The Confucian viewpoint was that merchants were parasitic in the empire. The Hongwu Emperor wanted agriculture to be the source of the empire's wealth instead of industry and trade as in the Song Empire.
Hongwu grew up as a peasant, and maybe he championed their plight since he knew first hand that they were often reduced to slavery and starvation by the rich and the officials.
He wanted peasants to live in self-supporting agricultural communities. So he forced many to migrate to settle other places.
He instituted public work projects, and he tried to distribute land to peasants.

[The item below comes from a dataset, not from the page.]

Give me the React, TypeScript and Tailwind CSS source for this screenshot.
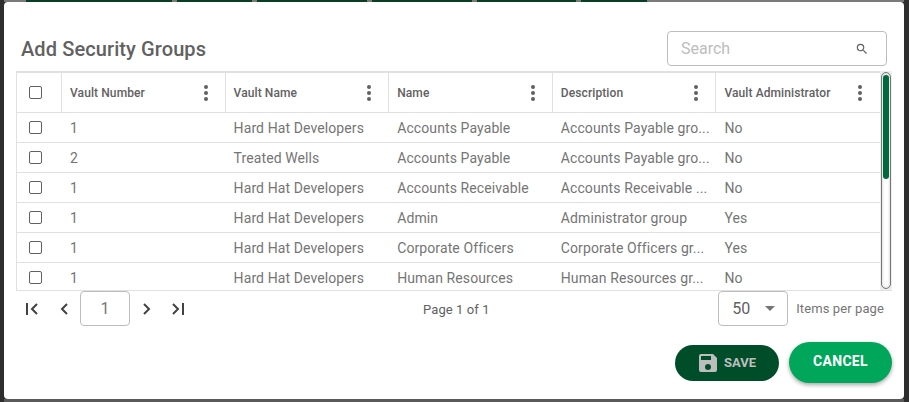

During the middle part of his reign, Hongwu made an edict that those who brought fallow land under cultivation could keep it as their property without being taxed. This policy helped the peasants.
By the end of his reign, cultivated land increased substantially. The peasants prospered because they sold their produce to the growing cities. During his reign, the population increased quickly.

Anti the Merchant Class

He tried to weaken the merchant class and to force them to pay high taxes, and he even relocated a large number of them.
However, decades after his reign the opposite happened. The merchant class prospered along with industry and trade. Chinese manufactured goods such as porcelain and silk were sold for high prices around the world.

Hongwu's Monetary Policy

Like the Yuan Dynasty clan, the Hongwu Emperor also issued paper currency. Paper currency became the main currency in the Yuan Empire after his death.